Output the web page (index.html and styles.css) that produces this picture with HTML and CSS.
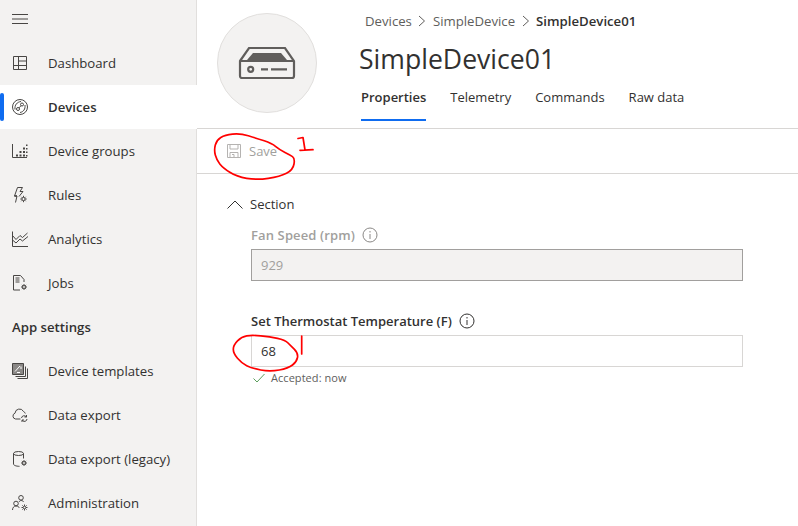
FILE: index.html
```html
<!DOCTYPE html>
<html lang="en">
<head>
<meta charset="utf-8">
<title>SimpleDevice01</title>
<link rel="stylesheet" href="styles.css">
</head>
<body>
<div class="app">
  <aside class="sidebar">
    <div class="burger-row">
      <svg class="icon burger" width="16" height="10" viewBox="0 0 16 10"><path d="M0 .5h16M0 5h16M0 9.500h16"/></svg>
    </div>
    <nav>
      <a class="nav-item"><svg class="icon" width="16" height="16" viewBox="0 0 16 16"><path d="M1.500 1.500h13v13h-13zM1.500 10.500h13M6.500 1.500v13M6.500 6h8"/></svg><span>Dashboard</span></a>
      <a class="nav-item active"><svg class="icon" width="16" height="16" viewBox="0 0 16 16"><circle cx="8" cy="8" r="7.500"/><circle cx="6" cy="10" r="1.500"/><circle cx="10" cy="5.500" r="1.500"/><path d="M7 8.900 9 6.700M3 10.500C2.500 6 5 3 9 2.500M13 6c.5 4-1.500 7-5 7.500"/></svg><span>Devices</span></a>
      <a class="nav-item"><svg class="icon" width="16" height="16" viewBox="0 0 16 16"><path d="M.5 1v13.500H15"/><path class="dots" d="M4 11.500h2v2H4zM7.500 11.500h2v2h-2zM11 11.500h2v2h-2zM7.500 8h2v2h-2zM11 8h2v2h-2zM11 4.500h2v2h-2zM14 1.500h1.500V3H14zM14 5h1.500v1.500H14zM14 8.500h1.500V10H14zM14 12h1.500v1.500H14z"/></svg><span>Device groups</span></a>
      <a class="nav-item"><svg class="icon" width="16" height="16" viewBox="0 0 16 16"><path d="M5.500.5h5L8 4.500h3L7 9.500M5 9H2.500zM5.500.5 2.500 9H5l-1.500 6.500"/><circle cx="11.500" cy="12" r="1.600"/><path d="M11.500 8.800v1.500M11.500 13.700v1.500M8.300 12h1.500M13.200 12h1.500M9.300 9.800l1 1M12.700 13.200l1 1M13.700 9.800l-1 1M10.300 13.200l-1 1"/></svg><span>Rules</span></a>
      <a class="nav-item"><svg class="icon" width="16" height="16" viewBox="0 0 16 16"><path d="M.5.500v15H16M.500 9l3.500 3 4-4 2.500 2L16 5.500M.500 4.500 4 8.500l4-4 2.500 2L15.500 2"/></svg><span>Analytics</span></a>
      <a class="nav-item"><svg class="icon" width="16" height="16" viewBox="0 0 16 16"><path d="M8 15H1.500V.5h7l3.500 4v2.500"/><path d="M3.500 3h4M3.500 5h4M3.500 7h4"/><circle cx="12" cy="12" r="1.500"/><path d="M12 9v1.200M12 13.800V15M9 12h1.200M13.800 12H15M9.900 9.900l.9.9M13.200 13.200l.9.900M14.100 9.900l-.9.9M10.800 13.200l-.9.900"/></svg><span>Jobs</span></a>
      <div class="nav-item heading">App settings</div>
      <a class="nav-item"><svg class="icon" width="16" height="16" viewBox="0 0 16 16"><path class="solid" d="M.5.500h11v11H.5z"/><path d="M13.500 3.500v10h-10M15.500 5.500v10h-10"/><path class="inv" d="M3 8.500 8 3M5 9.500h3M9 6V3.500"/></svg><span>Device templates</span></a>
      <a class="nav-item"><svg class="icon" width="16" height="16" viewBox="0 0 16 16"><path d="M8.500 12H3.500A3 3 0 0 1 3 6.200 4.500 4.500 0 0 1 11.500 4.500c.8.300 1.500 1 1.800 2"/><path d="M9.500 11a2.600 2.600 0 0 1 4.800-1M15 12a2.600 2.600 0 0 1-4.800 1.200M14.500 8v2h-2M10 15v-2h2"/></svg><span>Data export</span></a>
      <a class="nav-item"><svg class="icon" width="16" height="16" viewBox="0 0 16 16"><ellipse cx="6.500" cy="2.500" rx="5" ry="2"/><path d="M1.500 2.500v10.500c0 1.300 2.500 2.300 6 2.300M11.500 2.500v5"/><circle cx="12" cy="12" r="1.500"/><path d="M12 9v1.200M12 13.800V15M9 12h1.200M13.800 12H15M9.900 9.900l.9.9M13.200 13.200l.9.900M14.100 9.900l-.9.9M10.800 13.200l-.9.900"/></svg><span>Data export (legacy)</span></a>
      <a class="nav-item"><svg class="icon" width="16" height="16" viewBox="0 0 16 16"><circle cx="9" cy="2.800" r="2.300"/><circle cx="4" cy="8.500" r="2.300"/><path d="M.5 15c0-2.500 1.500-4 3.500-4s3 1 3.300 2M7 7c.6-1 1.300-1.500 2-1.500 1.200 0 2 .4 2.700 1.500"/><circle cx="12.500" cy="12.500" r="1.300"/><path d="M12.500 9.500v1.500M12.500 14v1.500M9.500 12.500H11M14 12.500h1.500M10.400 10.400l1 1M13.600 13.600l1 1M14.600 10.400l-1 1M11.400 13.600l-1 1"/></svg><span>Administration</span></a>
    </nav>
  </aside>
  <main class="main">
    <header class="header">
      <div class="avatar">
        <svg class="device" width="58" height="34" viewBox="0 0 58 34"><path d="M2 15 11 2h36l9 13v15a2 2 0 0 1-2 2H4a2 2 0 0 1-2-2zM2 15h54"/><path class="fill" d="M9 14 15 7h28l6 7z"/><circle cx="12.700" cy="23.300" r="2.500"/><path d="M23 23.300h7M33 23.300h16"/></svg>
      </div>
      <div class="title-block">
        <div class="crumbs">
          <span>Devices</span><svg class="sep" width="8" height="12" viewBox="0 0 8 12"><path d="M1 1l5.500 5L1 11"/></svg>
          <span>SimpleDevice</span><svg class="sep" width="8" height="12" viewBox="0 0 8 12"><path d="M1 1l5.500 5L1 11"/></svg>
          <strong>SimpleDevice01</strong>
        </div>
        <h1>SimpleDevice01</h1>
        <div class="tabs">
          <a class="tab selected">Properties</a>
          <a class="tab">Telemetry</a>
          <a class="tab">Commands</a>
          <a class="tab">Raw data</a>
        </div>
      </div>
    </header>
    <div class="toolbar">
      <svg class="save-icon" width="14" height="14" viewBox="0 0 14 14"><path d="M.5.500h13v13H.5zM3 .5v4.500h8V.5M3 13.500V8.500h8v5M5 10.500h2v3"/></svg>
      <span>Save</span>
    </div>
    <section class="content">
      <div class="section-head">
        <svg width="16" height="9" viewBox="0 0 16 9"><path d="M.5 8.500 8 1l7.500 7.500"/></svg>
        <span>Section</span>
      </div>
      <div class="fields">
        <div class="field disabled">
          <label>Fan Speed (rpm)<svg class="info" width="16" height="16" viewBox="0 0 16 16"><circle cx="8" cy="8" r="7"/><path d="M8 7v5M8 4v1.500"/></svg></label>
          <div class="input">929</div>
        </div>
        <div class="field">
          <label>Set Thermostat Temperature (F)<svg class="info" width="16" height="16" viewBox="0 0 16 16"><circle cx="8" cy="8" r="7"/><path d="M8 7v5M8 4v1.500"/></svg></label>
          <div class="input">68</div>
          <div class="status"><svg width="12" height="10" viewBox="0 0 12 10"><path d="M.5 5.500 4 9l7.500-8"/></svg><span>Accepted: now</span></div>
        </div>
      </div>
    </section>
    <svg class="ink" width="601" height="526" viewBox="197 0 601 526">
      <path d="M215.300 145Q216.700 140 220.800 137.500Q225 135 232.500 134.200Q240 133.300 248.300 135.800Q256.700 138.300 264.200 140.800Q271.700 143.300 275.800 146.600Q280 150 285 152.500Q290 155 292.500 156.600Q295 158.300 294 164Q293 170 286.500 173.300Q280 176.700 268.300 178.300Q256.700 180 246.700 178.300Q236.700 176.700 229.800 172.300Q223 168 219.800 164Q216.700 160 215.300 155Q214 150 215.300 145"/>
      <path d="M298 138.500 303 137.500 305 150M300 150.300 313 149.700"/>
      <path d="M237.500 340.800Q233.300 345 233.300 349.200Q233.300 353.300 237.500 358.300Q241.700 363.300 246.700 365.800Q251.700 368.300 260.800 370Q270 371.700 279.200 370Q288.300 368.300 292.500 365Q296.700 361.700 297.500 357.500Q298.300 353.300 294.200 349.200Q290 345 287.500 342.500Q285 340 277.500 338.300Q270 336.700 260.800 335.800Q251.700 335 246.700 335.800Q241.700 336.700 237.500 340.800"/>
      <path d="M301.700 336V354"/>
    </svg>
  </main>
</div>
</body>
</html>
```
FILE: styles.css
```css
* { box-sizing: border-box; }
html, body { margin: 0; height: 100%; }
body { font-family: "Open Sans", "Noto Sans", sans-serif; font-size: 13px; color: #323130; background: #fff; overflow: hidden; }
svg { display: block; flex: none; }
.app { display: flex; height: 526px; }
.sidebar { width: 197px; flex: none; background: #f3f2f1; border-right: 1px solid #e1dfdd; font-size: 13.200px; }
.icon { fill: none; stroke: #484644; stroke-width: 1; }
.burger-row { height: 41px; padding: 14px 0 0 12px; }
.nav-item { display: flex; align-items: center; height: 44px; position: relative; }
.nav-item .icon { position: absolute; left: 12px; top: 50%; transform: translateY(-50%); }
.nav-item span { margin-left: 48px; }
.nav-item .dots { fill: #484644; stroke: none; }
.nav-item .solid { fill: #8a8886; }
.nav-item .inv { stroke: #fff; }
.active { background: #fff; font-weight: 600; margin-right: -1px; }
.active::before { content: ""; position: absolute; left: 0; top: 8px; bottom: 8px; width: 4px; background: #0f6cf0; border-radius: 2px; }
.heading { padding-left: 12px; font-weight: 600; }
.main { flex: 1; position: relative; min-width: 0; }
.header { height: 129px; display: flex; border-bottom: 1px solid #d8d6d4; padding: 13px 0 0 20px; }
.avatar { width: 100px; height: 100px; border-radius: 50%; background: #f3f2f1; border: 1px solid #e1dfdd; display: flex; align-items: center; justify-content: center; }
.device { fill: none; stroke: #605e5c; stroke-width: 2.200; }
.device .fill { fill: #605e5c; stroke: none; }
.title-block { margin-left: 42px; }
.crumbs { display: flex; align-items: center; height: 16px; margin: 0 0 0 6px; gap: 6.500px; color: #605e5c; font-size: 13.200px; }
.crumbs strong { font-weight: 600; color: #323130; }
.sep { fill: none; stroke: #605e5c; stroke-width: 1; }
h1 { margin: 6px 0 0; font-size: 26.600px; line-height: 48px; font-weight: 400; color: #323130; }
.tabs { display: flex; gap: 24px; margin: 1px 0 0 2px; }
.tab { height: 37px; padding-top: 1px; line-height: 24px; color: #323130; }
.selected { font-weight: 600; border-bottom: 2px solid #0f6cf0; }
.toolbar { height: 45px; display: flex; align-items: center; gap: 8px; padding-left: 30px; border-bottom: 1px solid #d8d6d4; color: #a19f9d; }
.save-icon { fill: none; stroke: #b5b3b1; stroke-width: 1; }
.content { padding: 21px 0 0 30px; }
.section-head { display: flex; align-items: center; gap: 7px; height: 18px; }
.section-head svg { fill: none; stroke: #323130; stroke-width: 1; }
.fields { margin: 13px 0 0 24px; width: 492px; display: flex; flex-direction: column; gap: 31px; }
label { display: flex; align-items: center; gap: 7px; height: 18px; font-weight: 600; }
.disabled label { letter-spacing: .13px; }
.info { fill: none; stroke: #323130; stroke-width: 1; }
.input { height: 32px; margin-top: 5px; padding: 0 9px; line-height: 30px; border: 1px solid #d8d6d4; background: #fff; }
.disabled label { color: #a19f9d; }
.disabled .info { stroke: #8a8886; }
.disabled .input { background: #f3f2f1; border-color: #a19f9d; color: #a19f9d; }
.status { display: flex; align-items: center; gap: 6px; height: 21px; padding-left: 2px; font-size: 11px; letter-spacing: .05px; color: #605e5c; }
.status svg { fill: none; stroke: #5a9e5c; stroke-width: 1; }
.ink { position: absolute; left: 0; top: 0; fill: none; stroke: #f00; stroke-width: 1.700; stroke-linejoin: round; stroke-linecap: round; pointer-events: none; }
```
..........
__Given request__
Count how many lines above carry the word "styles". Only the number is required.

__Result of this exercise__
3